• _Data block_:
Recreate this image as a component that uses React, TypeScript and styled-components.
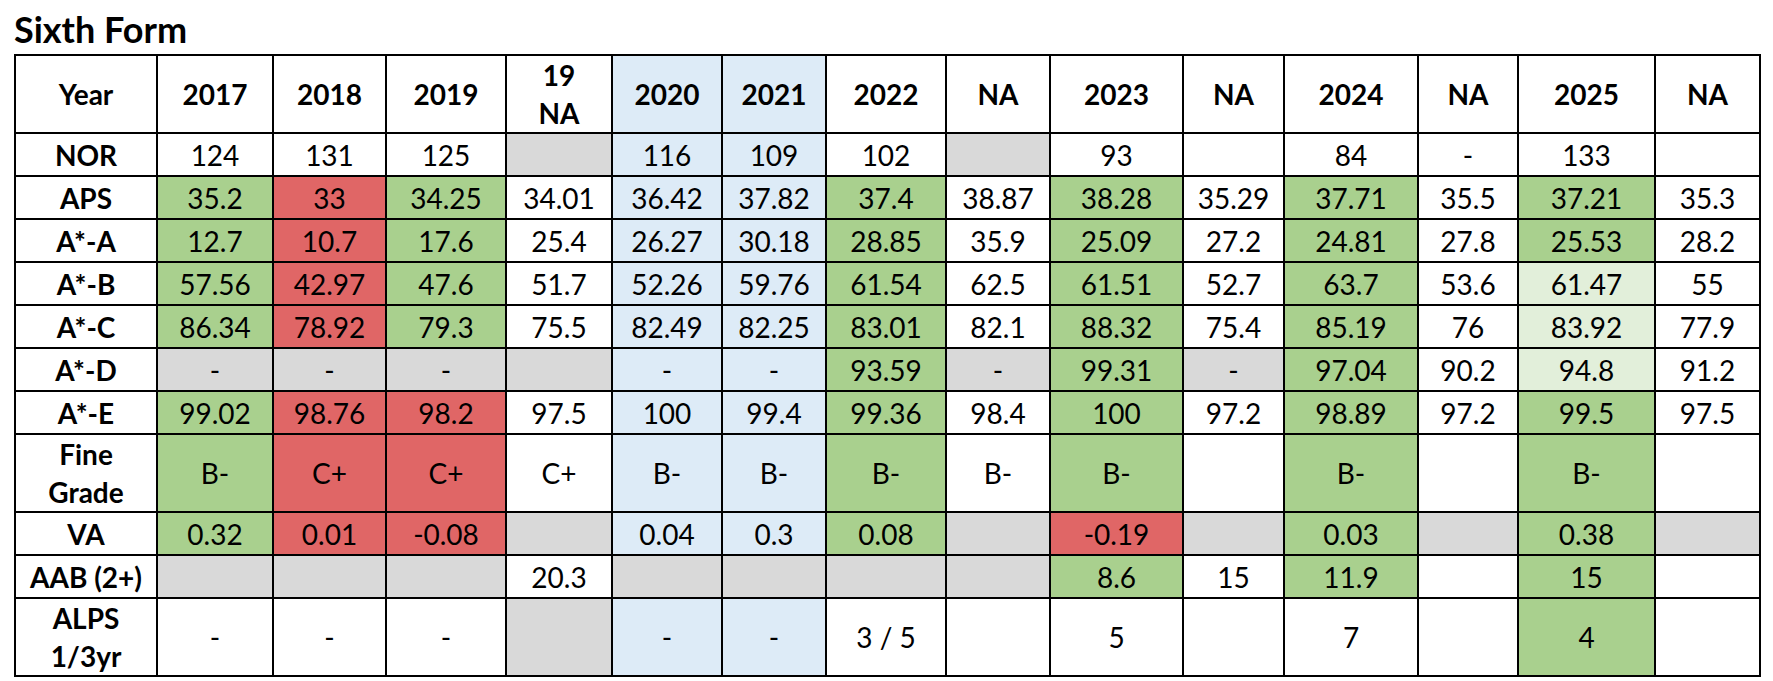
import React from 'react';
import styled, { createGlobalStyle } from 'styled-components';

type Tone = 'w' | 'g' | 'r' | 'b' | 'x' | 'l';

const tones: Record<Tone, string> = {
  w: '#ffffff',
  g: '#a9d08e',
  r: '#e06666',
  b: '#ddebf7',
  x: '#d9d9d9',
  l: '#e2efda',
};

const GlobalStyle = createGlobalStyle`
  body {
    margin: 0;
    background: #ffffff;
    color: #000000;
    font-family: Lato, "Open Sans", sans-serif;
  }
`;

const Page = styled.div`
  padding: 8px 0 0 14px;
`;

const Title = styled.h1`
  margin: 0 0 4px;
  font-size: 36px;
  line-height: 42px;
  font-weight: 700;
`;

const Table = styled.table`
  border-collapse: collapse;
  table-layout: fixed;
  width: 1747px;
`;

const Col = styled.col<{ $w: number }>`
  width: ${p => p.$w}px;
`;

const Row = styled.tr<{ $tall?: boolean }>`
  height: ${p => (p.$tall ? 76 : 43)}px;
`;

const Cell = styled.td<{ $tone: Tone; $bold?: boolean }>`
  border: 2px solid #000000;
  background: ${p => tones[p.$tone]};
  padding: 0;
  text-align: center;
  vertical-align: middle;
  font-size: 28px;
  line-height: 38px;
  font-weight: ${p => (p.$bold ? 700 : 400)};
  white-space: pre-line;
`;

const widths = [142, 116, 113, 120, 106, 110, 104, 120, 104, 133, 101, 134, 100, 137, 105];

// header cells: text and background tone
const header: [string, Tone][] = [
  ['Year', 'w'], ['2017', 'w'], ['2018', 'w'], ['2019', 'w'], ['19\nNA', 'w'],
  ['2020', 'b'], ['2021', 'b'], ['2022', 'w'], ['NA', 'w'], ['2023', 'w'],
  ['NA', 'w'], ['2024', 'w'], ['NA', 'w'], ['2025', 'w'], ['NA', 'w'],
];

type RowData = { label: string; tall?: boolean; cells: [string, Tone][] };

const rows: RowData[] = [
  {
    label: 'NOR',
    cells: [['124', 'w'], ['131', 'w'], ['125', 'w'], ['', 'x'], ['116', 'b'], ['109', 'b'], ['102', 'w'],
      ['', 'x'], ['93', 'w'], ['', 'w'], ['84', 'w'], ['-', 'w'], ['133', 'w'], ['', 'w']],
  },
  {
    label: 'APS',
    cells: [['35.2', 'g'], ['33', 'r'], ['34.25', 'g'], ['34.01', 'w'], ['36.42', 'b'], ['37.82', 'b'], ['37.4', 'g'],
      ['38.87', 'w'], ['38.28', 'g'], ['35.29', 'w'], ['37.71', 'g'], ['35.5', 'w'], ['37.21', 'g'], ['35.3', 'w']],
  },
  {
    label: 'A*-A',
    cells: [['12.7', 'g'], ['10.7', 'r'], ['17.6', 'g'], ['25.4', 'w'], ['26.27', 'b'], ['30.18', 'b'], ['28.85', 'g'],
      ['35.9', 'w'], ['25.09', 'g'], ['27.2', 'w'], ['24.81', 'g'], ['27.8', 'w'], ['25.53', 'g'], ['28.2', 'w']],
  },
  {
    label: 'A*-B',
    cells: [['57.56', 'g'], ['42.97', 'r'], ['47.6', 'g'], ['51.7', 'w'], ['52.26', 'b'], ['59.76', 'b'], ['61.54', 'g'],
      ['62.5', 'w'], ['61.51', 'g'], ['52.7', 'w'], ['63.7', 'g'], ['53.6', 'w'], ['61.47', 'l'], ['55', 'w']],
  },
  {
    label: 'A*-C',
    cells: [['86.34', 'g'], ['78.92', 'r'], ['79.3', 'g'], ['75.5', 'w'], ['82.49', 'b'], ['82.25', 'b'], ['83.01', 'g'],
      ['82.1', 'w'], ['88.32', 'g'], ['75.4', 'w'], ['85.19', 'g'], ['76', 'w'], ['83.92', 'l'], ['77.9', 'w']],
  },
  {
    label: 'A*-D',
    cells: [['-', 'x'], ['-', 'x'], ['-', 'x'], ['', 'x'], ['-', 'b'], ['-', 'b'], ['93.59', 'g'],
      ['-', 'x'], ['99.31', 'g'], ['-', 'x'], ['97.04', 'g'], ['90.2', 'w'], ['94.8', 'l'], ['91.2', 'w']],
  },
  {
    label: 'A*-E',
    cells: [['99.02', 'g'], ['98.76', 'r'], ['98.2', 'r'], ['97.5', 'w'], ['100', 'b'], ['99.4', 'b'], ['99.36', 'g'],
      ['98.4', 'w'], ['100', 'g'], ['97.2', 'w'], ['98.89', 'g'], ['97.2', 'w'], ['99.5', 'g'], ['97.5', 'w']],
  },
  {
    label: 'Fine\nGrade',
    tall: true,
    cells: [['B-', 'g'], ['C+', 'r'], ['C+', 'r'], ['C+', 'w'], ['B-', 'b'], ['B-', 'b'], ['B-', 'g'],
      ['B-', 'w'], ['B-', 'g'], ['', 'w'], ['B-', 'g'], ['', 'w'], ['B-', 'g'], ['', 'w']],
  },
  {
    label: 'VA',
    cells: [['0.32', 'g'], ['0.01', 'r'], ['-0.08', 'r'], ['', 'x'], ['0.04', 'b'], ['0.3', 'b'], ['0.08', 'g'],
      ['', 'x'], ['-0.19', 'r'], ['', 'x'], ['0.03', 'g'], ['', 'x'], ['0.38', 'g'], ['', 'x']],
  },
  {
    label: 'AAB (2+)',
    cells: [['', 'x'], ['', 'x'], ['', 'x'], ['20.3', 'w'], ['', 'x'], ['', 'x'], ['', 'x'],
      ['', 'x'], ['8.6', 'g'], ['15', 'w'], ['11.9', 'g'], ['', 'w'], ['15', 'g'], ['', 'w']],
  },
  {
    label: 'ALPS\n1/3yr',
    tall: true,
    cells: [['-', 'w'], ['-', 'w'], ['-', 'w'], ['', 'x'], ['-', 'b'], ['-', 'b'], ['3 / 5', 'w'],
      ['', 'w'], ['5', 'w'], ['', 'w'], ['7', 'w'], ['', 'w'], ['4', 'g'], ['', 'w']],
  },
];

const App = () => {
  return (
    <Page>
      <GlobalStyle />
      <Title>Sixth Form</Title>
      <Table>
        <colgroup>
          {widths.map((w, i) => (
            <Col key={i} $w={w} />
          ))}
        </colgroup>
        <tbody>
          <Row $tall>
            {header.map(([text, tone], i) => (
              <Cell key={i} $tone={tone} $bold>
                {text}
              </Cell>
            ))}
          </Row>
          {rows.map(row => (
            <Row key={row.label} $tall={row.tall}>
              <Cell $tone="w" $bold>
                {row.label}
              </Cell>
              {row.cells.map(([text, tone], i) => (
                <Cell key={i} $tone={tone}>
                  {text}
                </Cell>
              ))}
            </Row>
          ))}
        </tbody>
      </Table>
    </Page>
  );
};

export default App;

• _Required work_:
Reproduce the data above in full, exactly as it is, with the pictures left out.

• _Exercise answer_:
Recreate this image as a component that uses React, TypeScript and styled-components.
import React from 'react';
import styled, { createGlobalStyle } from 'styled-components';

type Tone = 'w' | 'g' | 'r' | 'b' | 'x' | 'l';

const tones: Record<Tone, string> = {
  w: '#ffffff',
  g: '#a9d08e',
  r: '#e06666',
  b: '#ddebf7',
  x: '#d9d9d9',
  l: '#e2efda',
};

const GlobalStyle = createGlobalStyle`
  body {
    margin: 0;
    background: #ffffff;
    color: #000000;
    font-family: Lato, "Open Sans", sans-serif;
  }
`;

const Page = styled.div`
  padding: 8px 0 0 14px;
`;

const Title = styled.h1`
  margin: 0 0 4px;
  font-size: 36px;
  line-height: 42px;
  font-weight: 700;
`;

const Table = styled.table`
  border-collapse: collapse;
  table-layout: fixed;
  width: 1747px;
`;

const Col = styled.col<{ $w: number }>`
  width: ${p => p.$w}px;
`;

const Row = styled.tr<{ $tall?: boolean }>`
  height: ${p => (p.$tall ? 76 : 43)}px;
`;

const Cell = styled.td<{ $tone: Tone; $bold?: boolean }>`
  border: 2px solid #000000;
  background: ${p => tones[p.$tone]};
  padding: 0;
  text-align: center;
  vertical-align: middle;
  font-size: 28px;
  line-height: 38px;
  font-weight: ${p => (p.$bold ? 700 : 400)};
  white-space: pre-line;
`;

const widths = [142, 116, 113, 120, 106, 110, 104, 120, 104, 133, 101, 134, 100, 137, 105];

// header cells: text and background tone
const header: [string, Tone][] = [
  ['Year', 'w'], ['2017', 'w'], ['2018', 'w'], ['2019', 'w'], ['19\nNA', 'w'],
  ['2020', 'b'], ['2021', 'b'], ['2022', 'w'], ['NA', 'w'], ['2023', 'w'],
  ['NA', 'w'], ['2024', 'w'], ['NA', 'w'], ['2025', 'w'], ['NA', 'w'],
];

type RowData = { label: string; tall?: boolean; cells: [string, Tone][] };

const rows: RowData[] = [
  {
    label: 'NOR',
    cells: [['124', 'w'], ['131', 'w'], ['125', 'w'], ['', 'x'], ['116', 'b'], ['109', 'b'], ['102', 'w'],
      ['', 'x'], ['93', 'w'], ['', 'w'], ['84', 'w'], ['-', 'w'], ['133', 'w'], ['', 'w']],
  },
  {
    label: 'APS',
    cells: [['35.2', 'g'], ['33', 'r'], ['34.25', 'g'], ['34.01', 'w'], ['36.42', 'b'], ['37.82', 'b'], ['37.4', 'g'],
      ['38.87', 'w'], ['38.28', 'g'], ['35.29', 'w'], ['37.71', 'g'], ['35.5', 'w'], ['37.21', 'g'], ['35.3', 'w']],
  },
  {
    label: 'A*-A',
    cells: [['12.7', 'g'], ['10.7', 'r'], ['17.6', 'g'], ['25.4', 'w'], ['26.27', 'b'], ['30.18', 'b'], ['28.85', 'g'],
      ['35.9', 'w'], ['25.09', 'g'], ['27.2', 'w'], ['24.81', 'g'], ['27.8', 'w'], ['25.53', 'g'], ['28.2', 'w']],
  },
  {
    label: 'A*-B',
    cells: [['57.56', 'g'], ['42.97', 'r'], ['47.6', 'g'], ['51.7', 'w'], ['52.26', 'b'], ['59.76', 'b'], ['61.54', 'g'],
      ['62.5', 'w'], ['61.51', 'g'], ['52.7', 'w'], ['63.7', 'g'], ['53.6', 'w'], ['61.47', 'l'], ['55', 'w']],
  },
  {
    label: 'A*-C',
    cells: [['86.34', 'g'], ['78.92', 'r'], ['79.3', 'g'], ['75.5', 'w'], ['82.49', 'b'], ['82.25', 'b'], ['83.01', 'g'],
      ['82.1', 'w'], ['88.32', 'g'], ['75.4', 'w'], ['85.19', 'g'], ['76', 'w'], ['83.92', 'l'], ['77.9', 'w']],
  },
  {
    label: 'A*-D',
    cells: [['-', 'x'], ['-', 'x'], ['-', 'x'], ['', 'x'], ['-', 'b'], ['-', 'b'], ['93.59', 'g'],
      ['-', 'x'], ['99.31', 'g'], ['-', 'x'], ['97.04', 'g'], ['90.2', 'w'], ['94.8', 'l'], ['91.2', 'w']],
  },
  {
    label: 'A*-E',
    cells: [['99.02', 'g'], ['98.76', 'r'], ['98.2', 'r'], ['97.5', 'w'], ['100', 'b'], ['99.4', 'b'], ['99.36', 'g'],
      ['98.4', 'w'], ['100', 'g'], ['97.2', 'w'], ['98.89', 'g'], ['97.2', 'w'], ['99.5', 'g'], ['97.5', 'w']],
  },
  {
    label: 'Fine\nGrade',
    tall: true,
    cells: [['B-', 'g'], ['C+', 'r'], ['C+', 'r'], ['C+', 'w'], ['B-', 'b'], ['B-', 'b'], ['B-', 'g'],
      ['B-', 'w'], ['B-', 'g'], ['', 'w'], ['B-', 'g'], ['', 'w'], ['B-', 'g'], ['', 'w']],
  },
  {
    label: 'VA',
    cells: [['0.32', 'g'], ['0.01', 'r'], ['-0.08', 'r'], ['', 'x'], ['0.04', 'b'], ['0.3', 'b'], ['0.08', 'g'],
      ['', 'x'], ['-0.19', 'r'], ['', 'x'], ['0.03', 'g'], ['', 'x'], ['0.38', 'g'], ['', 'x']],
  },
  {
    label: 'AAB (2+)',
    cells: [['', 'x'], ['', 'x'], ['', 'x'], ['20.3', 'w'], ['', 'x'], ['', 'x'], ['', 'x'],
      ['', 'x'], ['8.6', 'g'], ['15', 'w'], ['11.9', 'g'], ['', 'w'], ['15', 'g'], ['', 'w']],
  },
  {
    label: 'ALPS\n1/3yr',
    tall: true,
    cells: [['-', 'w'], ['-', 'w'], ['-', 'w'], ['', 'x'], ['-', 'b'], ['-', 'b'], ['3 / 5', 'w'],
      ['', 'w'], ['5', 'w'], ['', 'w'], ['7', 'w'], ['', 'w'], ['4', 'g'], ['', 'w']],
  },
];

const App = () => {
  return (
    <Page>
      <GlobalStyle />
      <Title>Sixth Form</Title>
      <Table>
        <colgroup>
          {widths.map((w, i) => (
            <Col key={i} $w={w} />
          ))}
        </colgroup>
        <tbody>
          <Row $tall>
            {header.map(([text, tone], i) => (
              <Cell key={i} $tone={tone} $bold>
                {text}
              </Cell>
            ))}
          </Row>
          {rows.map(row => (
            <Row key={row.label} $tall={row.tall}>
              <Cell $tone="w" $bold>
                {row.label}
              </Cell>
              {row.cells.map(([text, tone], i) => (
                <Cell key={i} $tone={tone}>
                  {text}
                </Cell>
              ))}
            </Row>
          ))}
        </tbody>
      </Table>
    </Page>
  );
};

export default App;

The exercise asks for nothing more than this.